A host of chemical surface active agents are commonly available for enumerable industrial, pharmaceutical, cosmetic, animal feed, food, chemical, etc. applications, including a wide variety of hydrophobic and hydrophilic systems. The chemical composition, the functional properties, emulsifier type (amphoteric, cationic, nonionic, anionic), the HLB, compatibility with various ingredients and combinations, etc. of such surface active agents differ significantly even within the closely related surface active agent classes. Emulsifier combinations (sometimes 3 or more different emulsifiers) are frequently used to achieve the desired emulsification result in many product applications.
Vegetable phosphatide mixtures, especially soy lecithins, are used individually or emulsified in the preparation of fat-containing fodders and foods. They are most effective in the stabilization of water/oil emulsions and less effective in oil/water systems. U.S. Pat. No. 3,208,857 by Howard et al. discloses fluid shortening stabilized with a low-iodine value (e.g., less than 15), hydrogenated vegetable phosphatides and edible high molecular weight surface active adjuncts. Howard et al. mentions a host of potential surface active agents. Oils emulsified in water by a hydrogenated lecithin supplemented with other food grade emulsifiers for use in an aerosol spray release product are reported in U.S. Pat. No. 3,661,605 by Rubin et al. An emulsifier combination of edible phospholipids consisting essentially of phospholipids and mono- and diester mixtures of sorbitol are reported in U.S. Pat. No. 3,560,225 by Wonsiewicz while U.S. Pat. No. 3,360,378 discloses a margarine substitute containing margarine oil and hydrolyzed lecithin in combination with other surface active agents. Similarly Swicklik in U.S. Pat. No. 3,493,387 indicates the inferior cold whipping activity may be improved by an emulsifier system comprised of hydroxylated lecithin, fatty acid monoesters of glycerol and fatty acid esters of 1,2propanediol. A water-dispersible lecithin is reportedly prepared under U.S. Pat. No. 2,193,873 by dissolving the lecithin in ethyl lactate. Industrial Oil and Fat Products (1951) by Alton E. Bailey on pages 283-284 reports the tendency towards the use of lecithin in combination with synthetic agents prepared from a glyceride or fatty acid base. Kirk-Othmer Encyclopedia of Chemical Technology (1967), Vol. 12, reports that commercial types of lecithin may be made by mixing ordinary lecithin with nonionic and anionic surfactants. U.S. Pat. No. 2,499,017 states it is common practice to mix lecithin with polyoxylene derivatives of fatty acids or sorbitan fatty acid esters to provide a composition having acceptable wetting properties when dispersed on powdered materials.

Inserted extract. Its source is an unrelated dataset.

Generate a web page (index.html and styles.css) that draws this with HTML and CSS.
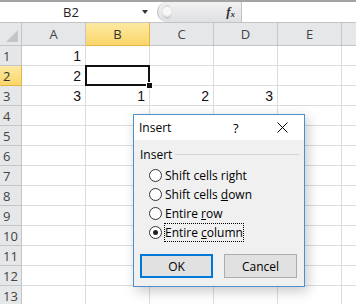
FILE: index.html
```html
<!DOCTYPE html>
<html lang="en">
<head>
  <meta charset="UTF-8">
  <title>Insert</title>
  <link rel="stylesheet" href="styles.css">
</head>
<body>
  <div class="app">
    <div class="topband"></div>
    <div class="fbar">
      <div class="namebox">
        <span class="namebox-text">B2</span>
        <span class="dd-arrow"></span>
      </div>
      <div class="fx-pill">
        <span class="grip"></span>
        <span class="fx">f<sub>x</sub></span>
      </div>
      <div class="finput"></div>
    </div>

    <div class="sheet">
      <div class="corner"><span class="corner-tri"></span></div>
      <div class="colhead">A</div>
      <div class="colhead sel">B</div>
      <div class="colhead">C</div>
      <div class="colhead">D</div>
      <div class="colhead">E</div>
      <div class="colhead last"></div>

      <div class="rowhead">1</div>
      <div class="cell">1</div><div class="cell"></div><div class="cell"></div><div class="cell"></div><div class="cell"></div><div class="cell"></div>

      <div class="rowhead sel">2</div>
      <div class="cell">2</div><div class="cell active"><span class="handle"></span></div><div class="cell"></div><div class="cell"></div><div class="cell"></div><div class="cell"></div>

      <div class="rowhead">3</div>
      <div class="cell">3</div><div class="cell">1</div><div class="cell">2</div><div class="cell">3</div><div class="cell"></div><div class="cell"></div>

      <div class="rowhead">4</div>
      <div class="cell"></div><div class="cell"></div><div class="cell"></div><div class="cell"></div><div class="cell"></div><div class="cell"></div>
      <div class="rowhead">5</div>
      <div class="cell"></div><div class="cell"></div><div class="cell"></div><div class="cell"></div><div class="cell"></div><div class="cell"></div>
      <div class="rowhead">6</div>
      <div class="cell"></div><div class="cell"></div><div class="cell"></div><div class="cell"></div><div class="cell"></div><div class="cell"></div>
      <div class="rowhead">7</div>
      <div class="cell"></div><div class="cell"></div><div class="cell"></div><div class="cell"></div><div class="cell"></div><div class="cell"></div>
      <div class="rowhead">8</div>
      <div class="cell"></div><div class="cell"></div><div class="cell"></div><div class="cell"></div><div class="cell"></div><div class="cell"></div>
      <div class="rowhead">9</div>
      <div class="cell"></div><div class="cell"></div><div class="cell"></div><div class="cell"></div><div class="cell"></div><div class="cell"></div>
      <div class="rowhead">10</div>
      <div class="cell"></div><div class="cell"></div><div class="cell"></div><div class="cell"></div><div class="cell"></div><div class="cell"></div>
      <div class="rowhead">11</div>
      <div class="cell"></div><div class="cell"></div><div class="cell"></div><div class="cell"></div><div class="cell"></div><div class="cell"></div>
      <div class="rowhead">12</div>
      <div class="cell"></div><div class="cell"></div><div class="cell"></div><div class="cell"></div><div class="cell"></div><div class="cell"></div>
      <div class="rowhead">13</div>
      <div class="cell"></div><div class="cell"></div><div class="cell"></div><div class="cell"></div><div class="cell"></div><div class="cell"></div>
    </div>

    <div class="dialog">
      <div class="dlg-title">
        <span class="dlg-caption">Insert</span>
        <span class="dlg-help">?</span>
        <svg class="dlg-close" width="11" height="11" viewBox="0 0 11 11">
          <path d="M0.5 0.5 L10.5 10.5 M10.5 0.5 L0.5 10.5" stroke="#000" stroke-width="1"/>
        </svg>
      </div>
      <div class="dlg-body">
        <div class="group-label"><span>Insert</span><span class="group-line"></span></div>
        <div class="options">
          <label class="opt"><span class="radio"></span><span>Shift cells right</span></label>
          <label class="opt"><span class="radio"></span><span>Shift cells <u>d</u>own</span></label>
          <label class="opt"><span class="radio"></span><span>Entire <u>r</u>ow</span></label>
          <label class="opt"><span class="radio on"></span><span class="focus">Entire <u>c</u>olumn</span></label>
        </div>
        <div class="buttons">
          <button class="btn default">OK</button>
          <button class="btn">Cancel</button>
        </div>
      </div>
    </div>
  </div>
</body>
</html>
```

FILE: styles.css
```css
html, body { margin: 0; padding: 0; }
body { width: 356px; height: 304px; overflow: hidden; background: #fff; font-family: "Open Sans", "Liberation Sans", sans-serif; }
.app { position: relative; width: 356px; height: 304px; overflow: hidden; }

.topband { height: 2px; background: #a3a3a3; }
.fbar { display: flex; height: 20px; border-bottom: 1px solid #c4c4c4; background: #fff; }
.namebox { width: 157px; display: flex; align-items: center; }
.namebox-text { flex: 1; text-align: center; font-size: 13px; color: #222; }
.dd-arrow { width: 0; height: 0; border-left: 3px solid transparent; border-right: 3px solid transparent; border-top: 4px solid #333; margin-right: 9px; }
.fx-pill { width: 84px; display: flex; align-items: center; justify-content: space-between; background: linear-gradient(#f2f2f3, #dfe0e2); border-left: 1px solid #b9bbbe; border-radius: 10px 0 0 10px; box-sizing: border-box; padding: 0 6px 0 4px; }
.grip { width: 10px; height: 14px; border-radius: 50%; background: radial-gradient(circle at 50% 45%, #f8f8f8 0 40%, #c9cbce 70%); }
.fx { font-family: "Liberation Serif", serif; font-style: italic; font-weight: bold; font-size: 13px; color: #333; }
.fx sub { font-size: 9px; vertical-align: -1px; }
.finput { flex: 1; border-left: 1px solid #c4c4c4; }

.sheet { width: 356px; overflow: hidden; display: grid; grid-template-columns: 22px repeat(6, 64px); grid-template-rows: 23px; grid-auto-rows: 20px; font-size: 13px; }
.corner, .colhead, .rowhead { background: #e6e7e9; color: #444; box-sizing: border-box; border-right: 1px solid #c4c5c8; border-bottom: 1px solid #c4c5c8; display: flex; align-items: center; justify-content: center; }
.corner { position: relative; }
.corner-tri { position: absolute; right: 3px; bottom: 3px; width: 0; height: 0; border-left: 12px solid transparent; border-bottom: 12px solid #c3c5c8; }
.colhead.sel, .rowhead.sel { background: linear-gradient(#fde9a2, #f9d66a); border-color: #e2b63f; color: #333; }
.rowhead { justify-content: flex-start; padding-left: 3px; font-size: 13px; }
.cell { box-sizing: border-box; border-right: 1px solid #dadcdd; border-bottom: 1px solid #dadcdd; text-align: right; padding-right: 4px; line-height: 20px; color: #111; font-family: "Liberation Sans", sans-serif; font-size: 14px; }
.cell.active { position: relative; }
.cell.active::after { content: ""; position: absolute; left: -1px; top: -1px; right: -1px; bottom: -1px; border: 2px solid #111; }
.handle { position: absolute; right: -4px; bottom: -4px; width: 5px; height: 5px; background: #111; border: 1px solid #fff; z-index: 2; }

.dialog { position: absolute; left: 133px; top: 114px; width: 172px; height: 173px; box-sizing: border-box; border: 1px solid #4d8fcf; background: #f0f0f0; box-shadow: 3px 4px 12px rgba(0,0,0,0.22); font-family: "Open Sans", "Noto Sans", sans-serif; font-size: 12px; color: #000; }
.dlg-title { height: 25px; background: #fff; display: flex; align-items: center; padding-left: 5px; }
.dlg-caption { flex: 1; }
.dlg-help { width: 20px; font-size: 13px; margin-right: 24px; }
.dlg-close { margin-right: 16px; }
.dlg-body { padding: 6px 5px 0 6px; }
.group-label { display: flex; align-items: center; gap: 3px; height: 16px; }
.group-line { flex: 1; height: 0; border-top: 1px solid #d5d5d5; }
.options { display: flex; flex-direction: column; padding: 4px 0 0 9px; }
.opt { display: flex; align-items: center; height: 19px; gap: 3px; }
.radio { width: 11px; height: 11px; border-radius: 50%; border: 1px solid #333; background: #fff; position: relative; }
.radio.on::after { content: ""; position: absolute; left: 3px; top: 3px; width: 5px; height: 5px; border-radius: 50%; background: #222; }
.focus { outline: 1px dotted #000; outline-offset: 0; }
.buttons { display: flex; gap: 11px; margin-top: 12px; }
.btn { width: 73px; height: 24px; font-family: inherit; font-size: 12px; background: #e1e1e1; border: 1px solid #adadad; padding: 0; color: #000; }
.btn.default { border: 2px solid #0078d7; }
```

Notwithstanding numerous attempts to correct the oil-in-water emulsification properties of ordinary and high I.V. lecithins by the addition of supplemental surface active agents, the art has been unable to discover an emulsifier system which would readily wet and disperse into cold-water systems with manual mixing to form a homogeneous, stable emulsion thereof. As a result, chemical modification of the lecithin and concomitant reduction of the iodine value thereof has afforded the most effective means of overcoming these prior art difficulties. The inventor wished to achieve a cold-water-dispersible lecithin concentrate containing less than 15% by weight edible surface active agent and an ordinary high-I.V. lecithin which could be manually dispersed into coldwater to form a stable oil-in-water emulsion.